Since NLP is often used to provide high-value market insights and spur investment, this lack of attention can lead to a self-perpetuating cycle in which low-resource languages continue to receive fewer services, and thus generate less data, than better-attended ones. Ultimately, they may lose speakers, and the world will lose linguistic diversity.
Yet as we know on the project level, “[g]reat care should be taken not to hastily remove or change values, especially if the sample size is small.” Max Kuhn and Kjell Johnson, *Applied Predictive Modeling *33 (5th ed. 2016). “Also, the outlying data may be an indication of a special part of the population under study that is just starting to be sampled.” *Ibid. *34. This advice is no less true from the macro-level perspective of cross-linguistic data science. For historically understudied languages, this incipient exploration can make an enormous difference — for the intellectuals who study it, the businesses who can profit from that insight, and the communities who benefit from having their words acknowledged and examined.
The gap must first be narrowed at the data-collection stage. Some NLP practitioners have begun implementing machine learning much earlier in the linguistic research process to improve the chances that the corpus will be usable — and used. Ensuring that field linguists and data scientists communicate to produce mutually beneficial, machine-readable corpora is an important consideration.

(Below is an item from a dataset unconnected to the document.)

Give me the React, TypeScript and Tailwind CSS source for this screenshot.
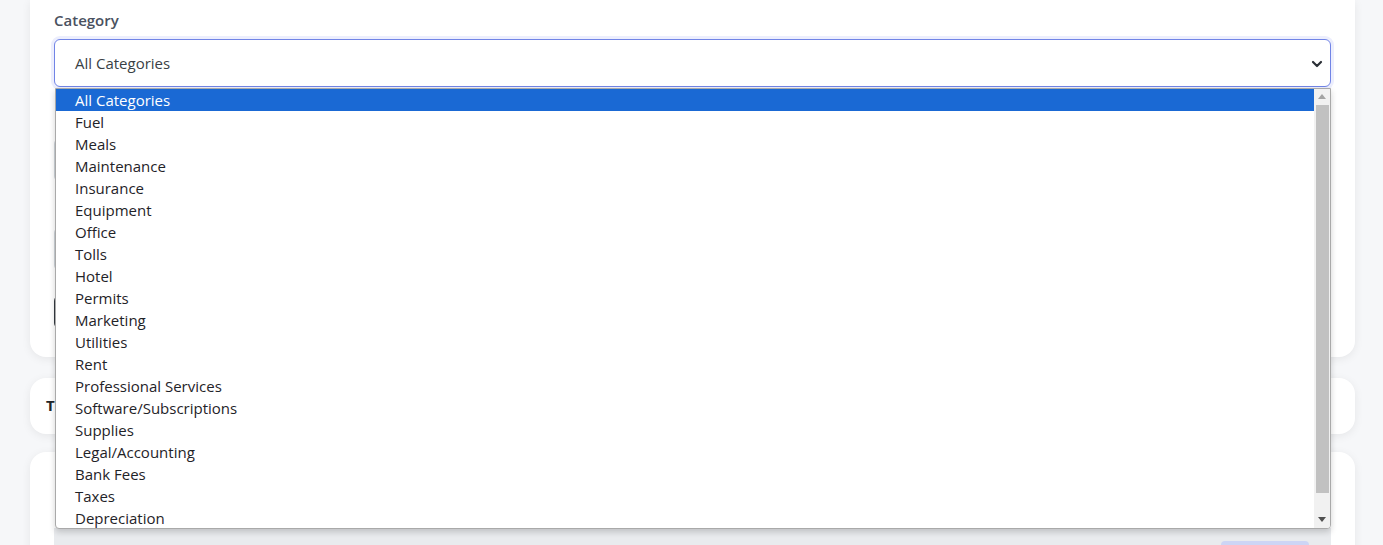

Other techniques may seek to make the best of a sparse dataset by implementing methods that do not require such high-dimensional feature creation. Semi- and unsupervised techniques can be used to skirt Hughes phenomenon. To adapt existing models to entirely new structures requires not only linguistic knowledge but creative thinking. Neural techniques are beneficial in this scenario. One group has already used deep learning to revive Seneca. Others are following suit, with Google’s help.
Machine learning gives us an unprecedented opportunity to preserve and explore understudied languages that no generation before has ever had. Those who rise to the challenge will enrich not only themselves, but the collective understanding of our shared linguistic heritage.